_GIVEN RECORDS_:
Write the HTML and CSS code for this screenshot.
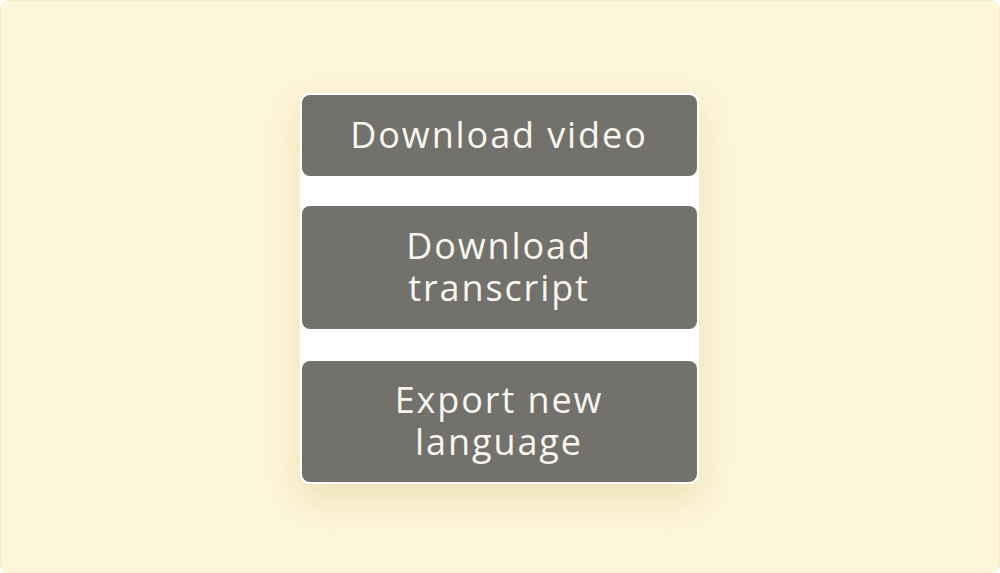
FILE: index.html
```html
<!DOCTYPE html>
<html>
<head>
<meta charset="utf-8">
<link rel="stylesheet" href="styles.css">
</head>
<body>
<div class="frame">
  <div class="menu">
    <button class="item">Download video</button>
    <button class="item">Download<br>transcript</button>
    <button class="item">Export new<br>language</button>
  </div>
</div>
</body>
</html>
```
FILE: styles.css
```css
html, body {
  margin: 0;
  padding: 0;
  background: #ffffff;
}
.frame {
  box-sizing: border-box;
  width: 1000px;
  height: 573px;
  background: #fef6da;
  border: 1px solid #f5ebc4;
  border-radius: 10px;
  display: flex;
  justify-content: center;
  align-items: flex-start;
  padding-top: 92px;
}
.menu {
  width: 395px;
  margin-left: -2px;
  background: #ffffff;
  border-radius: 9px;
  padding: 2px;
  display: flex;
  flex-direction: column;
  gap: 30px;
  box-shadow: 0 14px 36px rgba(200, 180, 110, 0.35);
}
.item {
  border: none;
  background: #72716c;
  color: #f8f6ee;
  border-radius: 8px;
  font-family: "Open Sans", "Lato", sans-serif;
  font-weight: 400;
  font-size: 36px;
  letter-spacing: 1.9px;
  line-height: 42px;
  padding: 19px 10px 20px;
  text-align: center;
}
.item:last-child {
  margin-top: 2px;
  padding: 18px 10px 19px;
}
```
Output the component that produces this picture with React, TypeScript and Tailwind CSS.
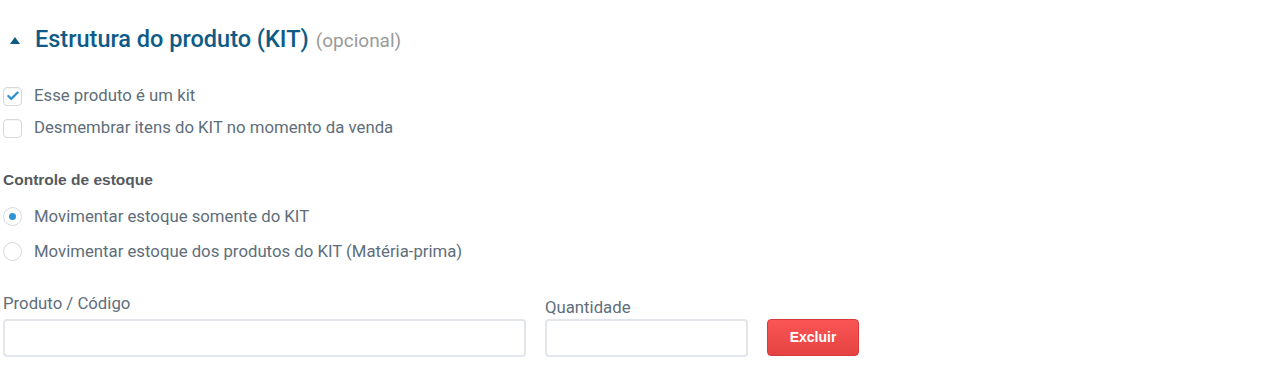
import { Check } from "lucide-react";

function CheckRow({ checked, label }: { checked?: boolean; label: string }) {
  return (
    <label className="flex items-center gap-[12px] h-[32px]">
      <span className="w-[19px] h-[19px] rounded-[4px] border border-[#d4d9de] bg-white flex items-center justify-center shadow-[inset_0_1px_1px_rgba(0,0,0,0.04)]">
        {checked && <Check className="w-[14px] h-[14px] text-[#2f94d1]" strokeWidth={4} />}
      </span>
      <span className="text-[16.75px] text-[#5e6e7a]">{label}</span>
    </label>
  );
}

function RadioRow({ checked, label }: { checked?: boolean; label: string }) {
  return (
    <label className="flex items-center gap-[12px] h-[35px]">
      <span className="w-[19px] h-[19px] rounded-full border border-[#d4d9de] bg-white flex items-center justify-center">
        {checked && <span className="w-[7px] h-[7px] rounded-full bg-[#2f94d1]" />}
      </span>
      <span className="text-[16.75px] text-[#5e6e7a]">{label}</span>
    </label>
  );
}

export default function App() {
  return (
    <div className="min-h-screen bg-white font-['Roboto',sans-serif] px-[3px] pt-[24px]">
      <div className="flex items-center h-[32px]">
        <span className="ml-[7px] w-0 h-0 border-l-[5px] border-r-[5px] border-b-[7px] border-l-transparent border-r-transparent border-b-[#0f5a80]" />
        <h2 className="ml-[15px] text-[23.5px] font-medium text-[#0d5b86]">
          Estrutura do produto (KIT)
          <span className="ml-[7px] text-[19px] font-normal text-[#9a9a9a]">(opcional)</span>
        </h2>
      </div>

      <div className="mt-[24px] flex flex-col">
        <CheckRow checked label="Esse produto é um kit" />
        <CheckRow label="Desmembrar itens do KIT no momento da venda" />
      </div>

      <div className="mt-[26px] leading-[20px] text-[15.5px] font-bold text-[#555a5e] font-['Liberation_Sans',sans-serif]">Controle de estoque</div>

      <div className="mt-[9px] flex flex-col">
        <RadioRow checked label="Movimentar estoque somente do KIT" />
        <RadioRow label="Movimentar estoque dos produtos do KIT (Matéria-prima)" />
      </div>

      <div className="mt-[24px] flex items-end gap-[19px]">
        <div className="flex flex-col w-[523px]">
          <span className="leading-[20px] text-[16.75px] text-[#5e6e7a] mb-[6px]">Produto / Código</span>
          <input className="h-[38px] rounded-[4px] border-2 border-[#e2e6ea] bg-white" />
        </div>
        <div className="flex flex-col w-[203px]">
          <span className="leading-[20px] text-[16.75px] text-[#5e6e7a] mb-[2px]">Quantidade</span>
          <input className="h-[38px] rounded-[4px] border-2 border-[#e2e6ea] bg-white" />
        </div>
        <button className="mb-[1px] w-[92px] h-[37px] rounded-[4px] border border-[#d9393b] bg-gradient-to-b from-[#fb5555] to-[#e54343] text-white text-[14px] font-bold font-['Liberation_Sans',sans-serif]">
          Excluir
        </button>
      </div>
    </div>
  );
}
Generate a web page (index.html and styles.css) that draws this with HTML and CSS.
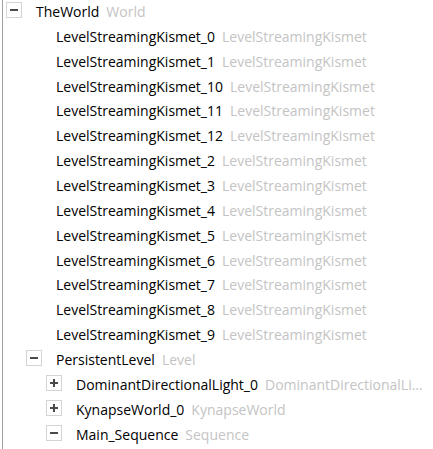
FILE: index.html
```html
<!DOCTYPE html>
<html lang="en">
<head>
    <meta charset="UTF-8">
    <title>World Outliner</title>
    <link rel="stylesheet" href="styles.css">
</head>
<body>
    <div class="tree">
        <div class="row level-0">
            <span class="toggle minus"></span>
            <span class="name">TheWorld</span><span class="type">World</span>
        </div>
        <div class="row level-1 leaf"><span class="name">LevelStreamingKismet_0</span><span class="type">LevelStreamingKismet</span></div>
        <div class="row level-1 leaf"><span class="name">LevelStreamingKismet_1</span><span class="type">LevelStreamingKismet</span></div>
        <div class="row level-1 leaf"><span class="name">LevelStreamingKismet_10</span><span class="type">LevelStreamingKismet</span></div>
        <div class="row level-1 leaf"><span class="name">LevelStreamingKismet_11</span><span class="type">LevelStreamingKismet</span></div>
        <div class="row level-1 leaf"><span class="name">LevelStreamingKismet_12</span><span class="type">LevelStreamingKismet</span></div>
        <div class="row level-1 leaf"><span class="name">LevelStreamingKismet_2</span><span class="type">LevelStreamingKismet</span></div>
        <div class="row level-1 leaf"><span class="name">LevelStreamingKismet_3</span><span class="type">LevelStreamingKismet</span></div>
        <div class="row level-1 leaf"><span class="name">LevelStreamingKismet_4</span><span class="type">LevelStreamingKismet</span></div>
        <div class="row level-1 leaf"><span class="name">LevelStreamingKismet_5</span><span class="type">LevelStreamingKismet</span></div>
        <div class="row level-1 leaf"><span class="name">LevelStreamingKismet_6</span><span class="type">LevelStreamingKismet</span></div>
        <div class="row level-1 leaf"><span class="name">LevelStreamingKismet_7</span><span class="type">LevelStreamingKismet</span></div>
        <div class="row level-1 leaf"><span class="name">LevelStreamingKismet_8</span><span class="type">LevelStreamingKismet</span></div>
        <div class="row level-1 leaf"><span class="name">LevelStreamingKismet_9</span><span class="type">LevelStreamingKismet</span></div>
        <div class="row level-1">
            <span class="toggle minus"></span>
            <span class="name">PersistentLevel</span><span class="type">Level</span>
        </div>
        <div class="row level-2">
            <span class="toggle plus"></span>
            <span class="name">DominantDirectionalLight_0</span><span class="type">DominantDirectionalLight</span>
        </div>
        <div class="row level-2">
            <span class="toggle plus"></span>
            <span class="name">KynapseWorld_0</span><span class="type">KynapseWorld</span>
        </div>
        <div class="row level-2">
            <span class="toggle minus"></span>
            <span class="name">Main_Sequence</span><span class="type">Sequence</span>
        </div>
    </div>
</body>
</html>
```

FILE: styles.css
```css
body, html {
    margin: 0;
    padding: 0;
    background-color: #fff;
    font-family: "Open Sans", "Noto Sans", sans-serif;
    font-size: 14px;
}

.tree {
    margin-left: 2px;
    border-left: 1px solid #a0a0a0;
    height: 449px;
    overflow: hidden;
    padding-right: 6px;
}

.row {
    display: flex;
    align-items: center;
    box-sizing: border-box;
    height: 24.86px;
    padding-bottom: 2px;
    white-space: nowrap;
    color: #000;
    min-width: 0;
}

.level-0 { padding-left: 3px; }
.level-1 { padding-left: 23px; }
.level-2 { padding-left: 43px; }

.leaf {
    padding-left: 53px;
}

.toggle {
    position: relative;
    flex: none;
    width: 14px;
    height: 14px;
    border: 1px solid #d4d4d4;
    margin-right: 14px;
    margin-top: -2px;
}

.toggle::before,
.toggle::after {
    content: "";
    position: absolute;
    background-color: #4a4a4a;
}

.toggle::before {
    left: 3px;
    top: 6px;
    width: 8px;
    height: 2px;
}

.toggle.plus::after {
    left: 6px;
    top: 3px;
    width: 2px;
    height: 8px;
}

.name {
    flex: none;
}

.type {
    color: #c4c4c4;
    margin-left: 7px;
    min-width: 0;
    overflow: hidden;
    text-overflow: ellipsis;
}
```
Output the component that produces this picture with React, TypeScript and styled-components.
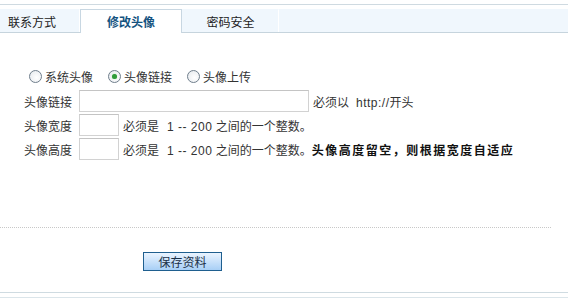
import React, { useState } from 'react'
import styled, { createGlobalStyle } from 'styled-components'

const GlobalStyle = createGlobalStyle`
    body {
        margin: 0;
        background: #ffffff;
        font-family: "Liberation Sans", "Noto Sans CJK SC", sans-serif;
        font-size: 12px;
        color: #333333;
    }
`

const Page = styled.div`
    width: 568px;
    height: 303px;
    padding-top: 4px;
    box-sizing: border-box;
    overflow: hidden;
`

const TopRule = styled.div`
    height: 1px;
    background: #cfdae1;
    margin-bottom: 4px;
`

const TabStrip = styled.div`
    display: flex;
    height: 23px;
    background: #f0f7fd;
    border-bottom: 1px solid #c6d4dd;
`

const Tab = styled.div<{ active?: boolean; w: number; align?: string }>`
    width: ${({ w }) => w}px;
    box-sizing: border-box;
    display: flex;
    align-items: center;
    justify-content: ${({ align }) => align || 'center'};
    padding-left: ${({ align }) => (align === 'flex-start' ? '7px' : '0')};
    font-size: 12px;
    font-family: "Noto Sans CJK SC", sans-serif;
    color: ${({ active }) => (active ? '#14537f' : '#222222')};
    font-weight: ${({ active }) => (active ? 'bold' : 'normal')};
    background: ${({ active }) => (active ? '#ffffff' : 'transparent')};
    border: 1px solid ${({ active }) => (active ? '#c8d7e2' : 'transparent')};
    border-bottom: none;
    height: ${({ active }) => (active ? '24px' : '23px')};
    border-right: ${({ active }) => (active ? '1px solid #c8d7e2' : '1px solid #ffffff')};
`

const TabRest = styled.div`
    flex: 1;
`

const Form = styled.div`
    padding: 35px 0 0 24px;
    height: 194px;
    box-sizing: border-box;
`

const RadioRow = styled.div`
    display: flex;
    align-items: center;
    height: 16px;
    padding-left: 5px;
    margin-bottom: 6px;
`

const RadioItem = styled.label`
    display: flex;
    align-items: center;
    margin-right: 15px;
    font-family: "Noto Sans CJK SC", sans-serif;
    cursor: pointer;
`

const RadioDot = styled.span<{ checked: boolean }>`
    width: 11px;
    height: 11px;
    border-radius: 50%;
    border: 1px solid #6f7e8c;
    background: radial-gradient(circle at 60% 60%, #ffffff 0%, #e4e8ec 100%);
    margin-right: 3px;
    display: flex;
    align-items: center;
    justify-content: center;
    &::after {
        content: '';
        width: 5px;
        height: 5px;
        border-radius: 50%;
        background: ${({ checked }) => (checked ? '#2f9b3a' : 'transparent')};
        box-shadow: ${({ checked }) => (checked ? '0 0 1px #7fd07f' : 'none')};
    }
`

const FieldRow = styled.div`
    display: flex;
    align-items: center;
    height: 22px;
    margin-bottom: 2px;
`

const Label = styled.span`
    width: 55px;
    font-family: "Noto Sans CJK SC", sans-serif;
`

const TextInput = styled.input<{ w: number }>`
    width: ${({ w }) => w}px;
    height: 22px;
    box-sizing: border-box;
    border: 1px solid #d2d2d2;
    border-top-color: #c4c4c4;
    padding: 0 3px;
    margin: 0 4px 0 0;
    font-size: 12px;
    outline: none;
`

const Hint = styled.span`
    white-space: nowrap;
`

const Num = styled.span<{ gap?: number }>`
    letter-spacing: 0.5px;
    margin-left: ${({ gap }) => gap || 0}px;
`

const Strong = styled.b`
    color: #111111;
    letter-spacing: 1.5px;
    font-family: "Noto Sans CJK SC", sans-serif;
`

const DottedRule = styled.div`
    width: 551px;
    border-top: 1px dotted #c8c8c8;
`

const ButtonRow = styled.div`
    padding: 24px 0 0 143px;
    height: 64px;
    box-sizing: border-box;
`

const SaveButton = styled.button`
    width: 79px;
    height: 19px;
    padding: 0;
    border: 1px solid #1f5f8f;
    background: linear-gradient(#eaf4ff, #a8cff6);
    color: #1b2f45;
    font-size: 12px;
    font-family: "Noto Sans CJK SC", sans-serif;
    line-height: 17px;
    cursor: pointer;
`

const BottomRule = styled.div`
    height: 4px;
    border-top: 1px solid #cfdbe1;
    border-bottom: 1px solid #dbe5ea;
`

export default function App() {
    const [kind, setKind] = useState('link')
    const radios = [
        { key: 'system', text: '系统头像' },
        { key: 'link', text: '头像链接' },
        { key: 'upload', text: '头像上传' },
    ]
    return (
        <Page>
            <GlobalStyle />
            <TopRule />
            <TabStrip>
                <Tab w={80} align="flex-start">联系方式</Tab>
                <Tab w={102} active>修改头像</Tab>
                <Tab w={97}>密码安全</Tab>
                <TabRest />
            </TabStrip>
            <Form>
                <RadioRow>
                    {radios.map(r => (
                        <RadioItem key={r.key} onClick={() => setKind(r.key)}>
                            <RadioDot checked={kind === r.key} />
                            {r.text}
                        </RadioItem>
                    ))}
                </RadioRow>
                <FieldRow>
                    <Label>头像链接</Label>
                    <TextInput w={230} />
                    <Hint>必须以<Num gap={7}>http://</Num>开头</Hint>
                </FieldRow>
                <FieldRow>
                    <Label>头像宽度</Label>
                    <TextInput w={40} />
                    <Hint>必须是<Num gap={8}>1 -- 200</Num> 之间的一个整数。</Hint>
                </FieldRow>
                <FieldRow>
                    <Label>头像高度</Label>
                    <TextInput w={40} />
                    <Hint>
                        必须是<Num gap={8}>1 -- 200</Num> 之间的一个整数。<Strong>头像高度留空，则根据宽度自适应</Strong>
                    </Hint>
                </FieldRow>
            </Form>
            <DottedRule />
            <ButtonRow>
                <SaveButton>保存资料</SaveButton>
            </ButtonRow>
            <BottomRule />
        </Page>
    )
}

_INSTRUCTION_: Look over the records above and copy each line that includes the string "Output".

_COMPLETE ANSWER_:
Output the component that produces this picture with React, TypeScript and Tailwind CSS.
Output the component that produces this picture with React, TypeScript and styled-components.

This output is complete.